ON BEHALF OF THE BOARD
"Peter Smith"
Chairman of the Board VP Corporate Development Less Mess Storage Inc. Phone: (778) 999-7030 pete@lessmess-storage.com
This press release contains "forward-looking information" that is based on the Company's current expectations, estimates, forecasts and projections. This forward-looking information includes, among other things, the Company's business, plans, outlook and business strategy. The words "may", "would", "could", "should", "will", "likely", "expect," "anticipate," "intend", "estimate", "plan", "forecast", "project" and "believe" or other similar words and phrases are intended to identify forward-looking information.
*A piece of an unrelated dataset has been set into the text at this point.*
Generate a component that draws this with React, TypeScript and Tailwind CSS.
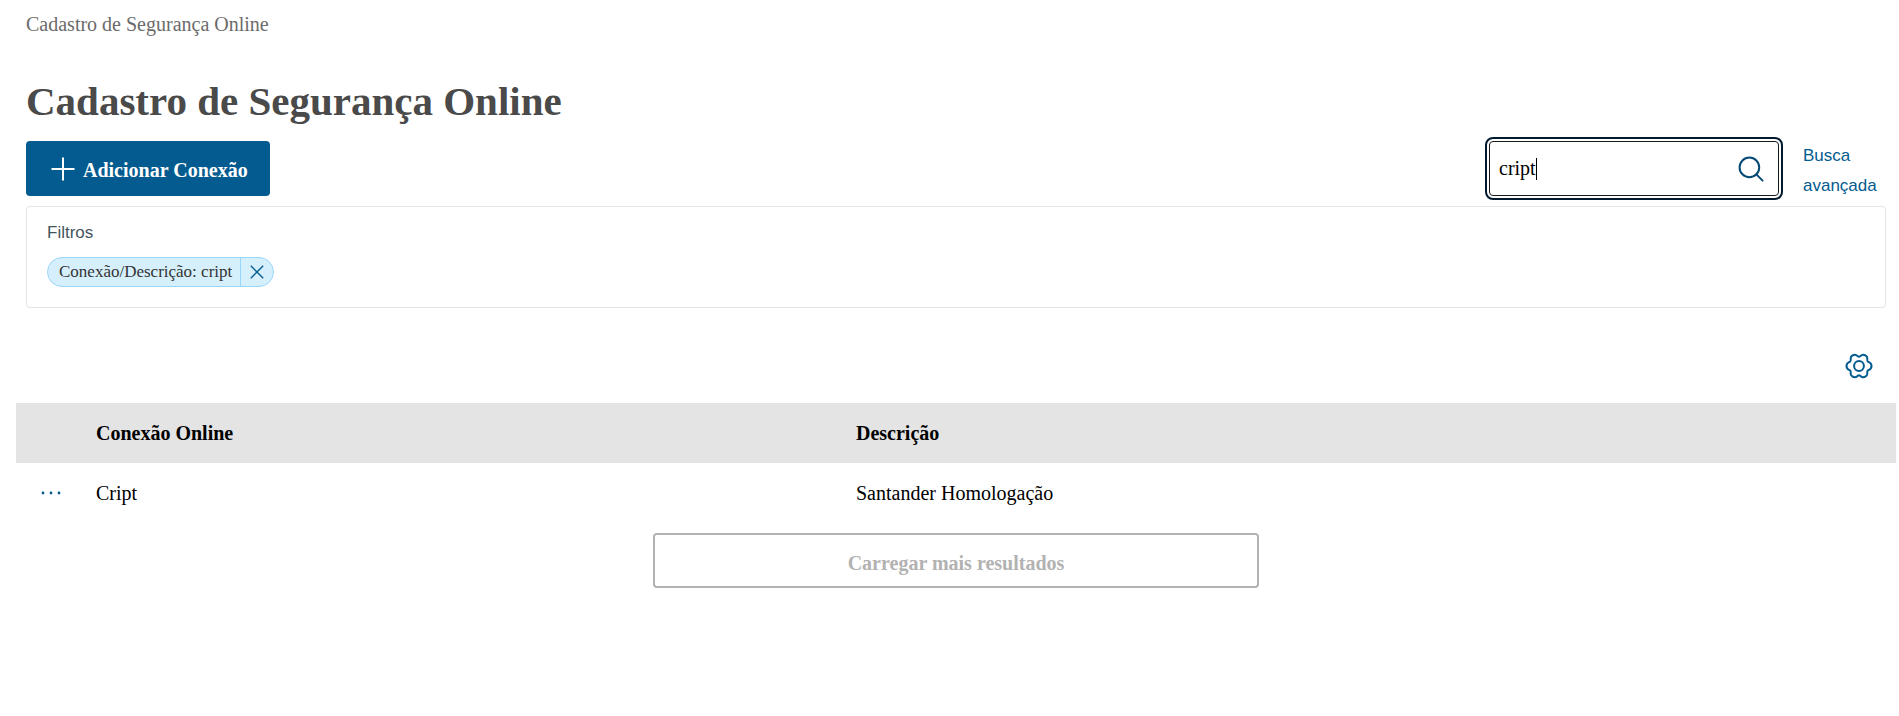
import { useState } from 'react';

const rows = [{ connection: 'Cript', description: 'Santander Homologação' }];

function PlusIcon() {
  return (
    <svg className="w-6 h-6" viewBox="0 0 24 24" fill="none" stroke="currentColor" strokeWidth="2" aria-hidden="true">
      <path d="M12 0.5v23M0.5 12h23" />
    </svg>
  );
}

function SearchIcon() {
  return (
    <svg className="w-7 h-7" viewBox="0 0 28 28" fill="none" stroke="currentColor" strokeWidth="2" strokeLinecap="round" aria-hidden="true">
      <circle cx="12.4" cy="12.4" r="9.8" />
      <path d="M19.4 19.4l6.2 6.2" />
    </svg>
  );
}

function CloseIcon() {
  return (
    <svg className="w-4 h-4" viewBox="0 0 16 16" fill="none" stroke="currentColor" strokeWidth="1.3" aria-hidden="true">
      <path d="M1.8 1.8l12.4 12.4M14.2 1.8L1.8 14.2" />
    </svg>
  );
}

function GearIcon() {
  return (
    <svg className="w-7 h-7" viewBox="0 0 28 28" fill="none" stroke="currentColor" strokeWidth="2" strokeLinejoin="round" aria-hidden="true">
      <path d="M14 4.8C15.2 4.8 16 2.7 18 2.7C19.6 2.7 22.3 4 22.3 6.2C22.3 7.8 21.9 9 22.9 9.6C24 10.2 26.5 10.6 26.5 14C26.5 17.4 24 17.8 22.9 18.4C21.9 19 22.3 20.2 22.3 21.8C22.3 24 19.6 25.3 18 25.3C16 25.3 15.2 23.2 14 23.2C12.8 23.2 12 25.3 10 25.3C8.4 25.3 5.7 24 5.7 21.8C5.7 20.2 6.1 19 5.1 18.4C4 17.8 1.5 17.4 1.5 14C1.5 10.6 4 10.2 5.1 9.6C6.1 9 5.7 7.8 5.7 6.2C5.7 4 8.4 2.7 10 2.7C12 2.7 12.8 4.8 14 4.8Z" />
      <circle cx="14" cy="14" r="4.9" />
    </svg>
  );
}

function MoreIcon() {
  return (
    <svg className="w-6 h-6" viewBox="0 0 24 24" fill="currentColor" aria-hidden="true">
      <circle cx="4" cy="12" r="1.4" />
      <circle cx="12" cy="12" r="1.4" />
      <circle cx="20" cy="12" r="1.4" />
    </svg>
  );
}

function Toolbar() {
  const [search, setSearch] = useState('cript');

  return (
    <div className="flex items-start justify-between">
      <button className="flex items-center gap-2 h-[55px] pl-[25px] pr-[22px] rounded bg-[#045b8f] text-white text-[20px] font-bold">
        <PlusIcon />
        <span className="pt-0.5">Adicionar Conexão</span>
      </button>

      <div className="flex items-start gap-6">
        <div className="relative flex items-center w-[290px] h-[55px] pr-[13px] border border-[#1a1a1a] rounded outline-2 outline-offset-2 outline-[#001a30]">
          <input
            type="text"
            aria-label="Pesquisar"
            value={search}
            onChange={(e) => setSearch(e.target.value)}
            className="flex-1 min-w-0 h-full pl-[9px] text-[20px] text-black outline-none caret-transparent"
          />
          <span className="absolute left-[46px] top-4 w-px h-[22px] bg-black" />
          <button aria-label="Buscar" className="text-[#044a75]">
            <SearchIcon />
          </button>
        </div>
        <a href="#" className="w-[83px] font-['Liberation_Sans',sans-serif] text-[17px] leading-[30px] text-[#045b8f]">
          Busca avançada
        </a>
      </div>
    </div>
  );
}

function Filters() {
  return (
    <section className="mt-[5px] px-5 pt-[14px] pb-5 border border-[#e4e4e4] rounded">
      <h2 className="font-['Liberation_Sans',sans-serif] text-[17px] leading-6 text-[#44555c]">Filtros</h2>
      <div className="flex mt-3">
        <div className="flex h-[30px] border border-[#99d6fa] rounded-full bg-[#d6effc] text-[17px] leading-7 text-[#333333]">
          <span className="pl-[11px] pr-2">Conexão/Descrição: cript</span>
          <button aria-label="Remover filtro" className="flex items-center px-2 border-l border-[#99d6fa] text-[#045b8f]">
            <CloseIcon />
          </button>
        </div>
      </div>
    </section>
  );
}

export default function App() {
  return (
    <main className="pl-[26px] pr-[13px] font-['Liberation_Serif',serif] bg-white">
      <nav className="pt-[9px] text-[20px] leading-[30px] text-[#6b6b6b]">Cadastro de Segurança Online</nav>
      <h1 className="mt-8 mb-[10px] text-[41px] leading-[60px] font-bold text-[#4a4a4a]">Cadastro de Segurança Online</h1>
      <Toolbar />
      <Filters />

      <div className="flex justify-end mt-11 mb-[23px] pr-[13px]">
        <button aria-label="Configurações" className="text-[#045b8f]">
          <GearIcon />
        </button>
      </div>

      <div className="-mx-[10px]">
        <table className="w-full table-fixed text-left text-[20px] text-black">
          <thead>
            <tr className="h-[60px] bg-[#e4e4e4]">
              <th className="w-20" />
              <th className="w-[760px]">Conexão Online</th>
              <th>Descrição</th>
            </tr>
          </thead>
          <tbody>
            {rows.map((row) => (
              <tr key={row.connection} className="h-[60px]">
                <td>
                  <button aria-label="Mais ações" className="block ml-[23px] text-[#045b8f]">
                    <MoreIcon />
                  </button>
                </td>
                <td>{row.connection}</td>
                <td>{row.description}</td>
              </tr>
            ))}
          </tbody>
        </table>
      </div>

      <div className="flex justify-center mt-[10px]">
        <button disabled className="w-[606px] h-[55px] pt-1 border-2 border-[#b2b2b2] rounded text-[20px] font-bold text-[#b2b2b2]">
          Carregar mais resultados
        </button>
      </div>
    </main>
  );
}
Forward-looking information is subject to known and unknown risks, uncertainties and other factors that may cause the Company's actual results, level of activity, performance or achievements to be materially different from those expressed or implied by such forward-looking information. Such factors include, but are not limited to: changes in economic conditions or financial markets; changes in prices for the Company's products and services; increases in costs; litigation; legislative, environmental and other judicial, regulatory, political and competitive developments; technological or operational difficulties; and labour relations matters.
This list is not exhaustive of the factors that may affect our forward-looking information. These and other factors should be considered carefully and readers should not place undue reliance on such forward-looking information. Except as required by law, the Company disclaims any intention or obligation to update or revise forward-looking information, whether as a result of new information, future events or otherwise.
NEITHER THE TSX VENTURE EXCHANGE NOR ITS REGULATION SERVICES PROVIDER (AS THAT TERM IS DEFINED IN THE POLICIES OF THE TSX VENTURE EXCHANGE) ACCEPTS RESPONSIBILITY FOR THE ADEQUACY OR ACCURACY OF THIS RELEASE.